Парфенов: Я никогда не задумывался о приемах. Когда мне говорят, что кто-то использует мои приемы, я совершенно не представляю, что, собственно говоря, используется. Мне мама всегда рассказывает, что опять какой-то дурак пошел трясти башкой, как я тряс, когда в детском саду стишки читал. Это я знал от мамы, но сам не думал: дай-ка я потрясу башкой, и это произведет впечатление, потому что будет в одном ритме с речью.
Собчак: Мне кажется, вы лукавите. Я лично читала одно из ваших интервью, где вы говорите, что точно понимаете, какой должна быть длина предложения, сколько предложений в вопросе, как монтировать, как подойти. И что это все – чистая технология. Мне это очень понравилось.
Парфенов: Это технически. Сюжеты делаются тысячами, а производят впечатление процент или два. Бывают случаи, когда люди спустя годы говорят: вот это было здорово. Мне кажется, нельзя просчитать, как это совпадет потом с настроениями людей. Они же, перед тем как сесть на тахту или с чего они там смотрят телевизор, что-то делали? Они с неким бэкграундом пришли.
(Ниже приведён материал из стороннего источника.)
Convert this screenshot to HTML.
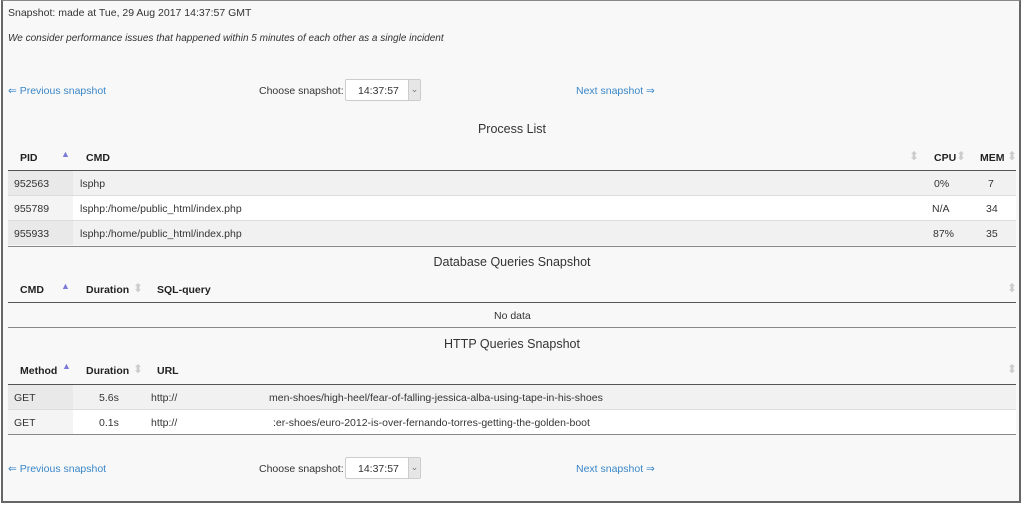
<!DOCTYPE html>
<html><head><style>
body{margin:0;width:1024px;height:506px;background:#fff;font-family:"Liberation Sans",sans-serif;font-size:10.5px;color:#333;position:relative;overflow:hidden}
.frame{position:absolute;left:1px;top:0;width:1020px;height:503px;border:2px solid #666;border-top:1px solid #888;background:#f8f8f8;box-sizing:border-box}
.a{position:absolute;white-space:nowrap;margin-top:1px}
.link{color:#3a87c8}
.sel{position:absolute;width:76px;height:22px;border:1px solid #ccc;background:#fff;box-sizing:border-box;border-radius:2px}
.sel span{position:absolute;left:12px;top:5px}
.sel i{position:absolute;right:0;top:0;width:11px;height:20px;background:#e6e6e6;border-left:1px solid #ccc;font-style:normal;font-size:9px;text-align:center;line-height:18px;color:#777}
.title{position:absolute;left:8px;width:1008px;text-align:center;font-size:12.5px;color:#333;margin-top:1px}
.hline{position:absolute;left:8px;width:1008px;height:1px;background:#555}
.sline{position:absolute;left:8px;width:1008px;height:1px;background:#ddd}
.row{position:absolute;left:8px;width:1008px;height:24px}
.th{font-weight:bold;color:#222}
.arr{color:#7a7ad8;font-size:9px}
.sa{color:#ccc;font-size:12px}
</style></head><body>
<div class="frame"></div>
<div class="a" style="left:8px;top:6px">Snapshot: made at Tue, 29 Aug 2017 14:37:57 GMT</div>
<div class="a" style="left:8px;top:32px;font-style:italic;font-size:10px">We consider performance issues that happened within 5 minutes of each other as a single incident</div>

<div class="a link" style="left:8px;top:84px">⇐ Previous snapshot</div>
<div class="a" style="left:259px;top:84px">Choose snapshot:</div>
<div class="sel" style="left:345px;top:79px"><span>14:37:57</span><i>⌄</i></div>
<div class="a link" style="left:576px;top:84px">Next snapshot ⇒</div>

<div class="title" style="top:121px">Process List</div>
<div class="a th" style="left:20px;top:151px">PID</div><div class="a arr" style="left:61px;top:148px">▲</div>
<div class="a th" style="left:86px;top:151px">CMD</div><div class="a sa" style="left:909px;top:148px">⬍</div>
<div class="a th" style="left:934px;top:151px">CPU</div><div class="a sa" style="left:956px;top:148px">⬍</div>
<div class="a th" style="left:980px;top:151px">MEM</div><div class="a sa" style="left:1007px;top:148px">⬍</div>
<div class="hline" style="top:170px"></div>
<div class="row" style="top:171px;background:#f1f1f1"><div style="width:65px;height:24px;background:#e9e9e9"></div></div>
<div class="sline" style="top:195px"></div>
<div class="row" style="top:196px;background:#fff"><div style="width:65px;height:24px;background:#f4f4f4"></div></div>
<div class="sline" style="top:220px"></div>
<div class="row" style="top:221px;background:#f1f1f1"><div style="width:65px;height:24px;background:#e9e9e9"></div></div>
<div class="hline" style="top:246px;background:#888"></div>
<div class="a" style="left:14px;top:177px">952563</div><div class="a" style="left:80px;top:177px">lsphp</div><div class="a" style="left:934px;top:177px">0%</div><div class="a" style="left:988px;top:177px">7</div>
<div class="a" style="left:14px;top:202px">955789</div><div class="a" style="left:80px;top:202px">lsphp:/home/public_html/index.php</div><div class="a" style="left:932px;top:202px">N/A</div><div class="a" style="left:986px;top:202px">34</div>
<div class="a" style="left:14px;top:227px">955933</div><div class="a" style="left:80px;top:227px">lsphp:/home/public_html/index.php</div><div class="a" style="left:933px;top:227px">87%</div><div class="a" style="left:986px;top:227px">35</div>

<div class="title" style="top:254px">Database Queries Snapshot</div>
<div class="a th" style="left:20px;top:283px">CMD</div><div class="a arr" style="left:61px;top:280px">▲</div>
<div class="a th" style="left:86px;top:283px">Duration</div><div class="a sa" style="left:133px;top:280px">⬍</div>
<div class="a th" style="left:157px;top:283px">SQL-query</div><div class="a sa" style="left:1007px;top:280px">⬍</div>
<div class="hline" style="top:302px"></div>
<div class="a" style="left:494px;top:309px">No data</div>
<div class="hline" style="top:327px;background:#888"></div>

<div class="title" style="top:336px">HTTP Queries Snapshot</div>
<div class="a th" style="left:20px;top:364px">Method</div><div class="a arr" style="left:62px;top:360px">▲</div>
<div class="a th" style="left:86px;top:364px">Duration</div><div class="a sa" style="left:133px;top:361px">⬍</div>
<div class="a th" style="left:157px;top:364px">URL</div><div class="a sa" style="left:1007px;top:361px">⬍</div>
<div class="hline" style="top:384px"></div>
<div class="row" style="top:385px;background:#f1f1f1"><div style="width:65px;height:24px;background:#e9e9e9"></div></div>
<div class="sline" style="top:409px"></div>
<div class="row" style="top:410px;background:#fff"><div style="width:65px;height:24px;background:#f4f4f4"></div></div>
<div class="hline" style="top:434px;background:#888"></div>
<div class="a" style="left:14px;top:391px">GET</div><div class="a" style="left:99px;top:391px">5.6s</div><div class="a" style="left:151px;top:391px">http://</div><div class="a" style="left:269px;top:391px">men-shoes/high-heel/fear-of-falling-jessica-alba-using-tape-in-his-shoes</div>
<div class="a" style="left:14px;top:416px">GET</div><div class="a" style="left:99px;top:416px">0.1s</div><div class="a" style="left:151px;top:416px">http://</div><div class="a" style="left:273px;top:416px">:er-shoes/euro-2012-is-over-fernando-torres-getting-the-golden-boot</div>

<div class="a link" style="left:8px;top:462px">⇐ Previous snapshot</div>
<div class="a" style="left:259px;top:462px">Choose snapshot:</div>
<div class="sel" style="left:345px;top:457px"><span>14:37:57</span><i>⌄</i></div>
<div class="a link" style="left:576px;top:462px">Next snapshot ⇒</div>
</body></html>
Соколова: Но ТВ именно на этот бэкграунд и рассчитывает.
Парфенов: Как вы можете рассчитывать, если это воздействие на подсознание? Оно непредсказуемо! Понимаете, какая штука. Правил здесь нет и быть не может. Возьмем лучшие кадры мирового кино: вот идет Мазина в финале «Кабирии», и почему-то это трогает. А «Восемь с половиной» так не трогает, потому что слишком напридумывали...
Соколова: Очевидно, это какое-то попадание во всеобщие ожидания. И попытка приподнять людей над собой с помощью обнажения очень глубоких и чувствительных вещей, выраженных очень простыми средствами. Как-то так.
Собчак: Но вернемся к телевидению. Очевидно, что вы, Леонид, создали очень притягательный образ ведущего, которому подражают, пародируют. Мы пытаемся разложить на составляющие ваш стиль, химию вашего обаяния.
Соколова: Что такого в вас находила та тенька 55+, которая, как известно, и есть главная телеаудитория большой страны?
Парфенов: Я уверен: причина того, что мне подражают, в одном – не предложено вообще никакого стиля. Наше телевидение вопиюще бесстильно, оно абсолютно праздное в этом смысле, оно делается никак. То есть как-то делается, но без всякой задачи, стилистической в том числе. В результате предложенная хрен знает когда мода так и остается единственной, потому что больше нечего слизывать.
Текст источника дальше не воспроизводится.